▶ [Challenge] Reproduce the listing word for word. Skip any image.

▶ [Data shown]
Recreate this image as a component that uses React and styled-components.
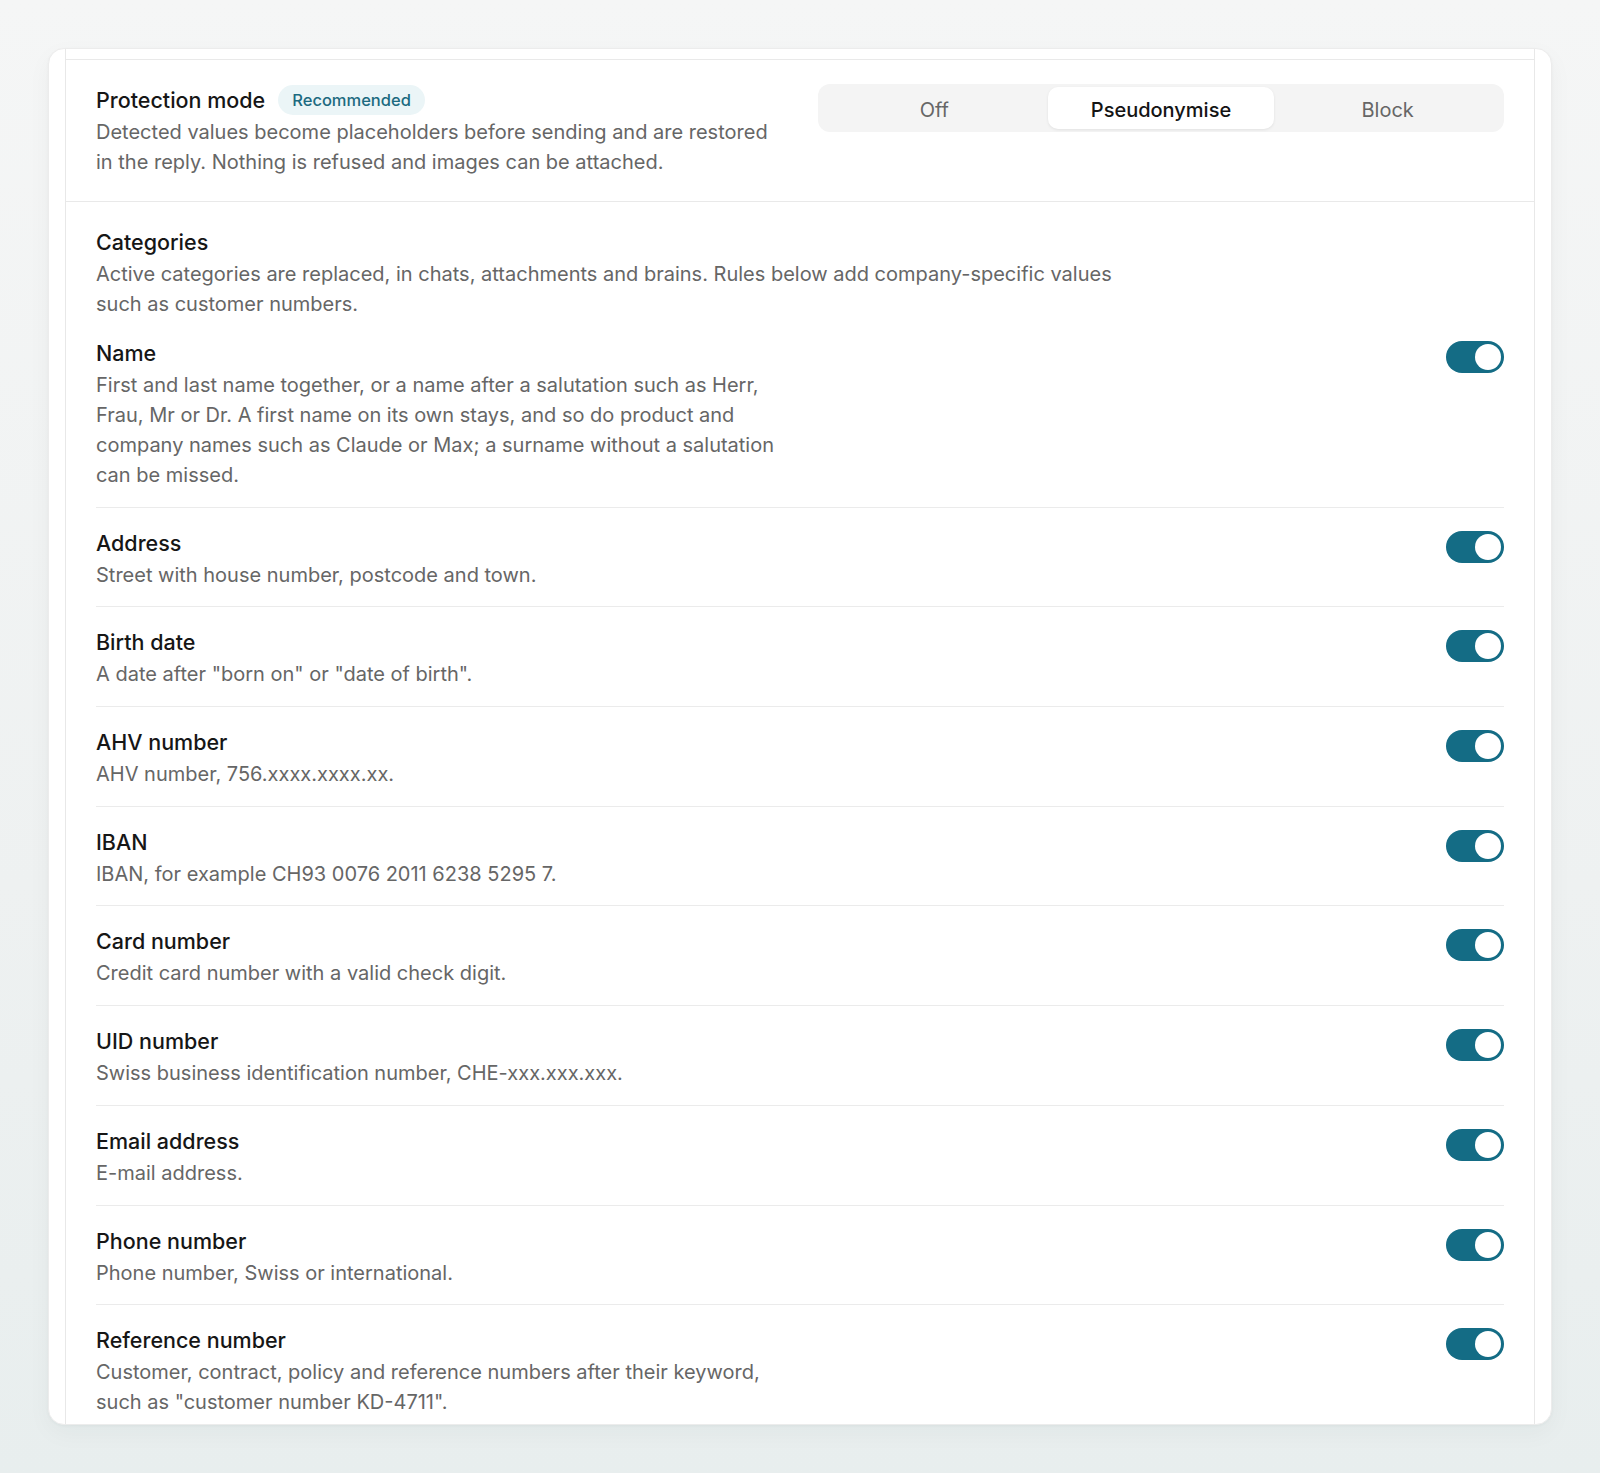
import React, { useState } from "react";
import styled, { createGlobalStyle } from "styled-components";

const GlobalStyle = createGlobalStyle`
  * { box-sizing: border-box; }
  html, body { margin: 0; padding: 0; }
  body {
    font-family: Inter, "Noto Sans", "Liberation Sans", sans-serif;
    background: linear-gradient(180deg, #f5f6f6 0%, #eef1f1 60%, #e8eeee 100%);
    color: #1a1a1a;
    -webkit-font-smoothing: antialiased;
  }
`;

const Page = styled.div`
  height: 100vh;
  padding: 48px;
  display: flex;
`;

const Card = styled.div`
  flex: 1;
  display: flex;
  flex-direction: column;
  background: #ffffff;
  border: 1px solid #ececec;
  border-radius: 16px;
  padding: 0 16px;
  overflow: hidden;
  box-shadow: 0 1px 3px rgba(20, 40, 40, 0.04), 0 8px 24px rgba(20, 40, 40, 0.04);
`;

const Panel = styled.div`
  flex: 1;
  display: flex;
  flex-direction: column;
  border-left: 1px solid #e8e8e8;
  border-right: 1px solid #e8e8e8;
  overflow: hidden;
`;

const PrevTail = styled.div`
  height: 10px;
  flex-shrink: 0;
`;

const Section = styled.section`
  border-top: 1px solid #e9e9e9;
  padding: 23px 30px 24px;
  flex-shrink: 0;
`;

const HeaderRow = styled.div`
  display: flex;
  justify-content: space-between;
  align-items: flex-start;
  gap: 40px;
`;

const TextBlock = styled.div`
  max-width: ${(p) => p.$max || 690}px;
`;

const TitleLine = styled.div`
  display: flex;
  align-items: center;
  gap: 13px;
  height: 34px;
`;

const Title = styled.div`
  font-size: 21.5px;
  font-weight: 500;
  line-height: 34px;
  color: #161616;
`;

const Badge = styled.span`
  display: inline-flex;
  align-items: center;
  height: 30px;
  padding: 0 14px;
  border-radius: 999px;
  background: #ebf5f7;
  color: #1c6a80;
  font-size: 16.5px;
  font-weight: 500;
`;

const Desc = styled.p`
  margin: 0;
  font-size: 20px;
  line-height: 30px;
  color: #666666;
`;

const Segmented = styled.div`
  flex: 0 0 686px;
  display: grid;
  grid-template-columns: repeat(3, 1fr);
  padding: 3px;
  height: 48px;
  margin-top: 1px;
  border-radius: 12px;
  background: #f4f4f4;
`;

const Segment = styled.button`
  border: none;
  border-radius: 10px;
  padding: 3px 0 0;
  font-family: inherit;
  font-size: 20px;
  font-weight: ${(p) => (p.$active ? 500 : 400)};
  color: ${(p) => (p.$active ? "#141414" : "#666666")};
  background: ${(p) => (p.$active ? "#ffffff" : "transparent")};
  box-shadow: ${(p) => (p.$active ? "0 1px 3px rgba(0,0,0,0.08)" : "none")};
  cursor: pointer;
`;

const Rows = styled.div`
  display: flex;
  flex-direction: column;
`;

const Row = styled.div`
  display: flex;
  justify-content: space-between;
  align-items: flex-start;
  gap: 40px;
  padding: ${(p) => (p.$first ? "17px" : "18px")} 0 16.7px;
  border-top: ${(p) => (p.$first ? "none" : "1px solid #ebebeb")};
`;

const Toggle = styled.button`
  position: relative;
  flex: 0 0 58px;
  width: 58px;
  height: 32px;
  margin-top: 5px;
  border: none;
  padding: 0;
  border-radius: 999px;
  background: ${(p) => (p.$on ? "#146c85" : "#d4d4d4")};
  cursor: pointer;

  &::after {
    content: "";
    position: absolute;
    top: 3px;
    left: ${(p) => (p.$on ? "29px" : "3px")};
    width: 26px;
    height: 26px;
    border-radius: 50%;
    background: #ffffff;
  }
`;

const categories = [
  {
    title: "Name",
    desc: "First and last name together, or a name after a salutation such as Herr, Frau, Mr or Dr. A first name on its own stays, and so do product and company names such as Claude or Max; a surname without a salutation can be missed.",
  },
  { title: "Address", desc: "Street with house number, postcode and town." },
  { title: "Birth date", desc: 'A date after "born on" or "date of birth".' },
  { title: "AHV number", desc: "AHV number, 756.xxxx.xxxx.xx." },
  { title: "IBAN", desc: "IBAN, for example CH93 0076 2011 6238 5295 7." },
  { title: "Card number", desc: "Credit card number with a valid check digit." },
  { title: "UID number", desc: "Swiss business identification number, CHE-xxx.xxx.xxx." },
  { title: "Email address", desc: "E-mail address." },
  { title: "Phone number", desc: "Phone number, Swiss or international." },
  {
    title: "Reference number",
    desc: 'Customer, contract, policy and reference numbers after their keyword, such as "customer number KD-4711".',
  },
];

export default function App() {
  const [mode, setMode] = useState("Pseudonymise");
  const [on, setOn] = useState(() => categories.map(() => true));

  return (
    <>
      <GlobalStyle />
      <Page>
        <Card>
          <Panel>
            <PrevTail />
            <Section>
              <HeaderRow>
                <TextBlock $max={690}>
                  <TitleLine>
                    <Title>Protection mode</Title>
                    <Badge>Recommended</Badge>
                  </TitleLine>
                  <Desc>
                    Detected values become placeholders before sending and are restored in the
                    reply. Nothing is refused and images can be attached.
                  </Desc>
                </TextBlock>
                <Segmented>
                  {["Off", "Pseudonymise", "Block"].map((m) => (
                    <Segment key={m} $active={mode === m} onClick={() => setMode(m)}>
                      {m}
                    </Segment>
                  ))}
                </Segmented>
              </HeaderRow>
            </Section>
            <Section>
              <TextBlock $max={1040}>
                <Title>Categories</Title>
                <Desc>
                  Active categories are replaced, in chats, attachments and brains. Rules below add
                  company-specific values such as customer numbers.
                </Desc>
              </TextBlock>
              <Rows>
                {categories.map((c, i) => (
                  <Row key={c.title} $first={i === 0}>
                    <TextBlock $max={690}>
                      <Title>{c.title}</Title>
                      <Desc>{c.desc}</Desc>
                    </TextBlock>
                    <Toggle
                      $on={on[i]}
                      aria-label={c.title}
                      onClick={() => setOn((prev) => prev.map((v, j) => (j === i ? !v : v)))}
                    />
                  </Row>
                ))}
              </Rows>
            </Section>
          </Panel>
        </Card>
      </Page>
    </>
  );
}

▶ [Response]
Recreate this image as a component that uses React and styled-components.
import React, { useState } from "react";
import styled, { createGlobalStyle } from "styled-components";

const GlobalStyle = createGlobalStyle`
  * { box-sizing: border-box; }
  html, body { margin: 0; padding: 0; }
  body {
    font-family: Inter, "Noto Sans", "Liberation Sans", sans-serif;
    background: linear-gradient(180deg, #f5f6f6 0%, #eef1f1 60%, #e8eeee 100%);
    color: #1a1a1a;
    -webkit-font-smoothing: antialiased;
  }
`;

const Page = styled.div`
  height: 100vh;
  padding: 48px;
  display: flex;
`;

const Card = styled.div`
  flex: 1;
  display: flex;
  flex-direction: column;
  background: #ffffff;
  border: 1px solid #ececec;
  border-radius: 16px;
  padding: 0 16px;
  overflow: hidden;
  box-shadow: 0 1px 3px rgba(20, 40, 40, 0.04), 0 8px 24px rgba(20, 40, 40, 0.04);
`;

const Panel = styled.div`
  flex: 1;
  display: flex;
  flex-direction: column;
  border-left: 1px solid #e8e8e8;
  border-right: 1px solid #e8e8e8;
  overflow: hidden;
`;

const PrevTail = styled.div`
  height: 10px;
  flex-shrink: 0;
`;

const Section = styled.section`
  border-top: 1px solid #e9e9e9;
  padding: 23px 30px 24px;
  flex-shrink: 0;
`;

const HeaderRow = styled.div`
  display: flex;
  justify-content: space-between;
  align-items: flex-start;
  gap: 40px;
`;

const TextBlock = styled.div`
  max-width: ${(p) => p.$max || 690}px;
`;

const TitleLine = styled.div`
  display: flex;
  align-items: center;
  gap: 13px;
  height: 34px;
`;

const Title = styled.div`
  font-size: 21.5px;
  font-weight: 500;
  line-height: 34px;
  color: #161616;
`;

const Badge = styled.span`
  display: inline-flex;
  align-items: center;
  height: 30px;
  padding: 0 14px;
  border-radius: 999px;
  background: #ebf5f7;
  color: #1c6a80;
  font-size: 16.5px;
  font-weight: 500;
`;

const Desc = styled.p`
  margin: 0;
  font-size: 20px;
  line-height: 30px;
  color: #666666;
`;

const Segmented = styled.div`
  flex: 0 0 686px;
  display: grid;
  grid-template-columns: repeat(3, 1fr);
  padding: 3px;
  height: 48px;
  margin-top: 1px;
  border-radius: 12px;
  background: #f4f4f4;
`;

const Segment = styled.button`
  border: none;
  border-radius: 10px;
  padding: 3px 0 0;
  font-family: inherit;
  font-size: 20px;
  font-weight: ${(p) => (p.$active ? 500 : 400)};
  color: ${(p) => (p.$active ? "#141414" : "#666666")};
  background: ${(p) => (p.$active ? "#ffffff" : "transparent")};
  box-shadow: ${(p) => (p.$active ? "0 1px 3px rgba(0,0,0,0.08)" : "none")};
  cursor: pointer;
`;

const Rows = styled.div`
  display: flex;
  flex-direction: column;
`;

const Row = styled.div`
  display: flex;
  justify-content: space-between;
  align-items: flex-start;
  gap: 40px;
  padding: ${(p) => (p.$first ? "17px" : "18px")} 0 16.7px;
  border-top: ${(p) => (p.$first ? "none" : "1px solid #ebebeb")};
`;

const Toggle = styled.button`
  position: relative;
  flex: 0 0 58px;
  width: 58px;
  height: 32px;
  margin-top: 5px;
  border: none;
  padding: 0;
  border-radius: 999px;
  background: ${(p) => (p.$on ? "#146c85" : "#d4d4d4")};
  cursor: pointer;

  &::after {
    content: "";
    position: absolute;
    top: 3px;
    left: ${(p) => (p.$on ? "29px" : "3px")};
    width: 26px;
    height: 26px;
    border-radius: 50%;
    background: #ffffff;
  }
`;

const categories = [
  {
    title: "Name",
    desc: "First and last name together, or a name after a salutation such as Herr, Frau, Mr or Dr. A first name on its own stays, and so do product and company names such as Claude or Max; a surname without a salutation can be missed.",
  },
  { title: "Address", desc: "Street with house number, postcode and town." },
  { title: "Birth date", desc: 'A date after "born on" or "date of birth".' },
  { title: "AHV number", desc: "AHV number, 756.xxxx.xxxx.xx." },
  { title: "IBAN", desc: "IBAN, for example CH93 0076 2011 6238 5295 7." },
  { title: "Card number", desc: "Credit card number with a valid check digit." },
  { title: "UID number", desc: "Swiss business identification number, CHE-xxx.xxx.xxx." },
  { title: "Email address", desc: "E-mail address." },
  { title: "Phone number", desc: "Phone number, Swiss or international." },
  {
    title: "Reference number",
    desc: 'Customer, contract, policy and reference numbers after their keyword, such as "customer number KD-4711".',
  },
];

export default function App() {
  const [mode, setMode] = useState("Pseudonymise");
  const [on, setOn] = useState(() => categories.map(() => true));

  return (
    <>
      <GlobalStyle />
      <Page>
        <Card>
          <Panel>
            <PrevTail />
            <Section>
              <HeaderRow>
                <TextBlock $max={690}>
                  <TitleLine>
                    <Title>Protection mode</Title>
                    <Badge>Recommended</Badge>
                  </TitleLine>
                  <Desc>
                    Detected values become placeholders before sending and are restored in the
                    reply. Nothing is refused and images can be attached.
                  </Desc>
                </TextBlock>
                <Segmented>
                  {["Off", "Pseudonymise", "Block"].map((m) => (
                    <Segment key={m} $active={mode === m} onClick={() => setMode(m)}>
                      {m}
                    </Segment>
                  ))}
                </Segmented>
              </HeaderRow>
            </Section>
            <Section>
              <TextBlock $max={1040}>
                <Title>Categories</Title>
                <Desc>
                  Active categories are replaced, in chats, attachments and brains. Rules below add
                  company-specific values such as customer numbers.
                </Desc>
              </TextBlock>
              <Rows>
                {categories.map((c, i) => (
                  <Row key={c.title} $first={i === 0}>
                    <TextBlock $max={690}>
                      <Title>{c.title}</Title>
                      <Desc>{c.desc}</Desc>
                    </TextBlock>
                    <Toggle
                      $on={on[i]}
                      aria-label={c.title}
                      onClick={() => setOn((prev) => prev.map((v, j) => (j === i ? !v : v)))}
                    />
                  </Row>
                ))}
              </Rows>
            </Section>
          </Panel>
        </Card>
      </Page>
    </>
  );
}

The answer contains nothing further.